>>>
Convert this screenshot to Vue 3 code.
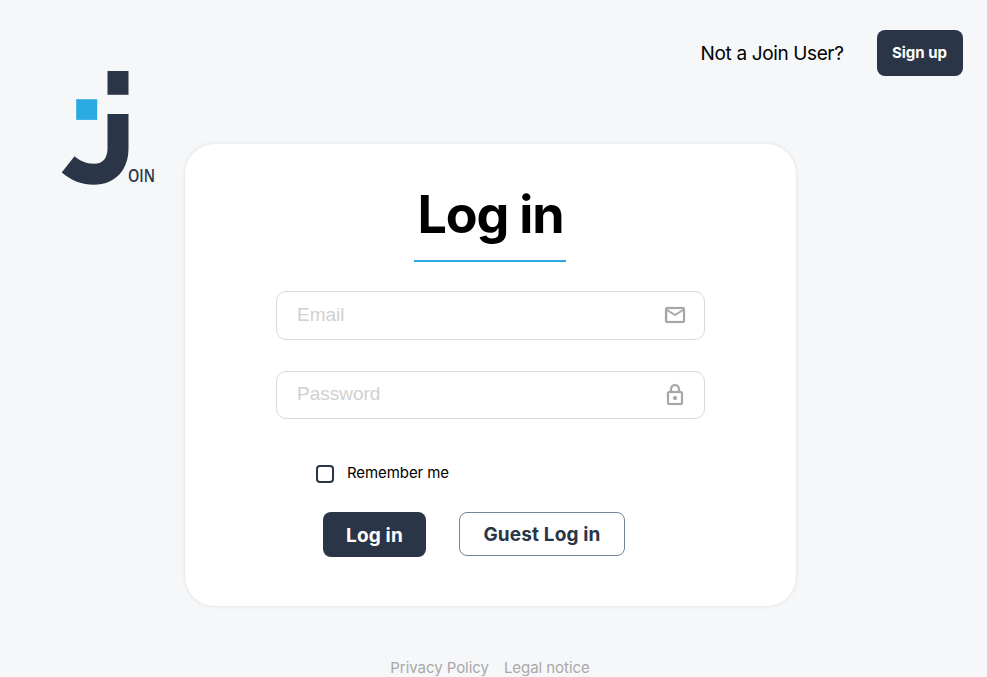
<script setup>
import { ref } from 'vue'

const email = ref('')
const password = ref('')
const remember = ref(false)
</script>

<template>
  <div class="page">
    <header class="header">
      <svg class="logo" viewBox="60 70 100 116" width="100" height="116" aria-label="Join">
        <path class="dark" d="M107.5 71h21v23.8h-21z" />
        <path class="blue" d="M76.2 99.2h21v20.7h-21z" />
        <path class="dark" d="M107.5 114h21v34.5c0 21-13 36.300-34.500 36.300c-12 0-22.800-4.300-32.300-12.300l12.800-16.200c5 4.300 11.300 7.500 19.500 7.500c9.500 0 13.500-6.500 13.500-15.300z" />
        <text class="logo-text" x="128" y="181.500" textLength="27" lengthAdjust="spacingAndGlyphs">OIN</text>
      </svg>
      <div class="signup">
        <span class="signup-text">Not a Join User?</span>
        <button class="signup-btn">Sign up</button>
      </div>
    </header>

    <main class="card">
      <h1 class="title">Log in</h1>
      <div class="rule"></div>
      <form class="form" @submit.prevent>
        <label class="field field-email">
          <input v-model="email" type="email" placeholder="Email" />
          <svg width="24" height="24" viewBox="0 0 24 24">
            <path d="M4 20q-.825 0-1.412-.587T2 18V6q0-.825.588-1.412T4 4h16q.825 0 1.413.588T22 6v12q0 .825-.587 1.413T20 20zm8-7L4 8v10h16V8zm0-2 8-5H4zM4 8V6v12z" />
          </svg>
        </label>
        <label class="field field-password">
          <input v-model="password" type="password" placeholder="Password" />
          <svg width="24" height="24" viewBox="0 0 24 24">
            <path d="M6 22q-.825 0-1.412-.587T4 20V10q0-.825.588-1.412T6 8h1V6q0-2.075 1.463-3.537T12 1t3.538 1.463T17 6v2h1q.825 0 1.413.588T20 10v10q0 .825-.587 1.413T18 22zm0-2h12V10H6zm6-3q.825 0 1.413-.587T14 15t-.587-1.412T12 13t-1.412.588T10 15t.588 1.413T12 17M9 8h6V6q0-1.250-.875-2.125T12 3t-2.125.875T9 6z" />
          </svg>
        </label>
        <label class="remember">
          <input v-model="remember" type="checkbox" />
          <span>Remember me</span>
        </label>
        <div class="actions">
          <button class="login">Log in</button>
          <button class="guest" type="button">Guest Log in</button>
        </div>
      </form>
    </main>

    <footer class="footer">
      <a>Privacy Policy</a>
      <a>Legal notice</a>
    </footer>
  </div>
</template>

<style>
body {
  background: #f6f7f9;
  overflow: hidden;
}
</style>

<style scoped>
.page {
  box-sizing: border-box;
  display: flex;
  flex-direction: column;
  height: 677px;
  overflow: hidden;
  background: #f6f7f9;
  font-family: Inter, sans-serif;
  color: #000;
}
.header {
  display: flex;
  flex: none;
  justify-content: space-between;
  align-items: flex-start;
  height: 144px;
  box-sizing: border-box;
  padding: 30px 24.500px 0 60px;
}
.logo {
  flex: none;
  margin-top: 40px;
}
.dark { fill: #2a3647; }
.blue { fill: #29abe2; }
.logo-text {
  fill: #2a3647;
  font: 600 17.500px "Open Sans", sans-serif;
}
.signup {
  display: flex;
  align-items: center;
  gap: 33px;
}
.signup-text {
  padding-top: 2px;
  font-size: 19px;
  line-height: 44px;
  letter-spacing: -0.370px;
}
button {
  box-sizing: border-box;
  border: 0;
  padding: 0;
  font-family: inherit;
  font-weight: 700;
  border-radius: 8px;
  background: #2a3647;
  color: #fff;
}
.signup-btn {
  width: 86px;
  height: 46px;
  padding-bottom: 1px;
  font-size: 15px;
}
.card {
  box-sizing: border-box;
  display: flex;
  flex: none;
  flex-direction: column;
  align-items: center;
  width: 611px;
  height: 462px;
  margin-left: 185px;
  padding-top: 40px;
  border-radius: 30px;
  background: #fff;
  box-shadow: 0 0 4px rgba(0, 0, 0, 0.1);
}
.title {
  margin: 0;
  font-size: 52px;
  font-weight: 700;
  line-height: 62px;
  letter-spacing: -1.150px;
}
.rule {
  width: 152px;
  height: 2px;
  margin: 14px 1px 29px 0;
  background: #29abe2;
}
.form {
  width: 429px;
}
.field {
  box-sizing: border-box;
  display: flex;
  align-items: center;
  height: 49px;
  padding: 0 17px 0 20px;
  border: 1px solid #d9d9d9;
  border-radius: 10px;
}
.field-password {
  height: 48px;
  margin-top: 31px;
}
.field input {
  flex: 1;
  min-width: 0;
  padding: 0 0 2px;
  border: 0;
  outline: 0;
  background: none;
  font: 19px "Liberation Sans", Arial, sans-serif;
}
.field input::placeholder { color: #d1d1d1; }
.field svg {
  flex: none;
  fill: #a8a8a8;
  stroke: #a8a8a8;
  stroke-width: 0.200px;
}
.field-email svg { margin-bottom: 2px; }
.remember {
  display: flex;
  align-items: center;
  gap: 13px;
  margin: 44px 0 0 40px;
  height: 20px;
  font-size: 15px;
  letter-spacing: -0.080px;
}
.remember span { padding-bottom: 1px; }
.remember input {
  appearance: none;
  box-sizing: border-box;
  width: 18px;
  height: 18px;
  margin: 2px 0 0;
  border: 2px solid #2a3647;
  border-radius: 4px;
}
.actions {
  display: flex;
  gap: 33px;
  margin: 29px 0 0 47px;
}
.login {
  width: 103px;
  height: 45px;
  padding-top: 2px;
  font-size: 19px;
  letter-spacing: 0.150px;
}
.guest {
  width: 166px;
  height: 44px;
  border: 1px solid #728596;
  background: #fff;
  color: #2a3647;
  font-size: 19px;
  letter-spacing: 0.150px;
}
.footer {
  display: flex;
  justify-content: center;
  gap: 15px;
  padding: 52px 7px 0 0;
  font-size: 15px;
  line-height: 20px;
  letter-spacing: -0.050px;
  color: #a8a8a8;
}
</style>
<<<
What you are asked to do -
Without the pictures, write out the whole listing above exactly as it appears.

Written response -
Convert this screenshot to Vue 3 code.
<script setup>
import { ref } from 'vue'

const email = ref('')
const password = ref('')
const remember = ref(false)
</script>

<template>
  <div class="page">
    <header class="header">
      <svg class="logo" viewBox="60 70 100 116" width="100" height="116" aria-label="Join">
        <path class="dark" d="M107.5 71h21v23.8h-21z" />
        <path class="blue" d="M76.2 99.2h21v20.7h-21z" />
        <path class="dark" d="M107.5 114h21v34.5c0 21-13 36.300-34.500 36.300c-12 0-22.800-4.300-32.300-12.300l12.800-16.200c5 4.300 11.300 7.500 19.500 7.500c9.500 0 13.500-6.500 13.500-15.300z" />
        <text class="logo-text" x="128" y="181.500" textLength="27" lengthAdjust="spacingAndGlyphs">OIN</text>
      </svg>
      <div class="signup">
        <span class="signup-text">Not a Join User?</span>
        <button class="signup-btn">Sign up</button>
      </div>
    </header>

    <main class="card">
      <h1 class="title">Log in</h1>
      <div class="rule"></div>
      <form class="form" @submit.prevent>
        <label class="field field-email">
          <input v-model="email" type="email" placeholder="Email" />
          <svg width="24" height="24" viewBox="0 0 24 24">
            <path d="M4 20q-.825 0-1.412-.587T2 18V6q0-.825.588-1.412T4 4h16q.825 0 1.413.588T22 6v12q0 .825-.587 1.413T20 20zm8-7L4 8v10h16V8zm0-2 8-5H4zM4 8V6v12z" />
          </svg>
        </label>
        <label class="field field-password">
          <input v-model="password" type="password" placeholder="Password" />
          <svg width="24" height="24" viewBox="0 0 24 24">
            <path d="M6 22q-.825 0-1.412-.587T4 20V10q0-.825.588-1.412T6 8h1V6q0-2.075 1.463-3.537T12 1t3.538 1.463T17 6v2h1q.825 0 1.413.588T20 10v10q0 .825-.587 1.413T18 22zm0-2h12V10H6zm6-3q.825 0 1.413-.587T14 15t-.587-1.412T12 13t-1.412.588T10 15t.588 1.413T12 17M9 8h6V6q0-1.250-.875-2.125T12 3t-2.125.875T9 6z" />
          </svg>
        </label>
        <label class="remember">
          <input v-model="remember" type="checkbox" />
          <span>Remember me</span>
        </label>
        <div class="actions">
          <button class="login">Log in</button>
          <button class="guest" type="button">Guest Log in</button>
        </div>
      </form>
    </main>

    <footer class="footer">
      <a>Privacy Policy</a>
      <a>Legal notice</a>
    </footer>
  </div>
</template>

<style>
body {
  background: #f6f7f9;
  overflow: hidden;
}
</style>

<style scoped>
.page {
  box-sizing: border-box;
  display: flex;
  flex-direction: column;
  height: 677px;
  overflow: hidden;
  background: #f6f7f9;
  font-family: Inter, sans-serif;
  color: #000;
}
.header {
  display: flex;
  flex: none;
  justify-content: space-between;
  align-items: flex-start;
  height: 144px;
  box-sizing: border-box;
  padding: 30px 24.500px 0 60px;
}
.logo {
  flex: none;
  margin-top: 40px;
}
.dark { fill: #2a3647; }
.blue { fill: #29abe2; }
.logo-text {
  fill: #2a3647;
  font: 600 17.500px "Open Sans", sans-serif;
}
.signup {
  display: flex;
  align-items: center;
  gap: 33px;
}
.signup-text {
  padding-top: 2px;
  font-size: 19px;
  line-height: 44px;
  letter-spacing: -0.370px;
}
button {
  box-sizing: border-box;
  border: 0;
  padding: 0;
  font-family: inherit;
  font-weight: 700;
  border-radius: 8px;
  background: #2a3647;
  color: #fff;
}
.signup-btn {
  width: 86px;
  height: 46px;
  padding-bottom: 1px;
  font-size: 15px;
}
.card {
  box-sizing: border-box;
  display: flex;
  flex: none;
  flex-direction: column;
  align-items: center;
  width: 611px;
  height: 462px;
  margin-left: 185px;
  padding-top: 40px;
  border-radius: 30px;
  background: #fff;
  box-shadow: 0 0 4px rgba(0, 0, 0, 0.1);
}
.title {
  margin: 0;
  font-size: 52px;
  font-weight: 700;
  line-height: 62px;
  letter-spacing: -1.150px;
}
.rule {
  width: 152px;
  height: 2px;
  margin: 14px 1px 29px 0;
  background: #29abe2;
}
.form {
  width: 429px;
}
.field {
  box-sizing: border-box;
  display: flex;
  align-items: center;
  height: 49px;
  padding: 0 17px 0 20px;
  border: 1px solid #d9d9d9;
  border-radius: 10px;
}
.field-password {
  height: 48px;
  margin-top: 31px;
}
.field input {
  flex: 1;
  min-width: 0;
  padding: 0 0 2px;
  border: 0;
  outline: 0;
  background: none;
  font: 19px "Liberation Sans", Arial, sans-serif;
}
.field input::placeholder { color: #d1d1d1; }
.field svg {
  flex: none;
  fill: #a8a8a8;
  stroke: #a8a8a8;
  stroke-width: 0.200px;
}
.field-email svg { margin-bottom: 2px; }
.remember {
  display: flex;
  align-items: center;
  gap: 13px;
  margin: 44px 0 0 40px;
  height: 20px;
  font-size: 15px;
  letter-spacing: -0.080px;
}
.remember span { padding-bottom: 1px; }
.remember input {
  appearance: none;
  box-sizing: border-box;
  width: 18px;
  height: 18px;
  margin: 2px 0 0;
  border: 2px solid #2a3647;
  border-radius: 4px;
}
.actions {
  display: flex;
  gap: 33px;
  margin: 29px 0 0 47px;
}
.login {
  width: 103px;
  height: 45px;
  padding-top: 2px;
  font-size: 19px;
  letter-spacing: 0.150px;
}
.guest {
  width: 166px;
  height: 44px;
  border: 1px solid #728596;
  background: #fff;
  color: #2a3647;
  font-size: 19px;
  letter-spacing: 0.150px;
}
.footer {
  display: flex;
  justify-content: center;
  gap: 15px;
  padding: 52px 7px 0 0;
  font-size: 15px;
  line-height: 20px;
  letter-spacing: -0.050px;
  color: #a8a8a8;
}
</style>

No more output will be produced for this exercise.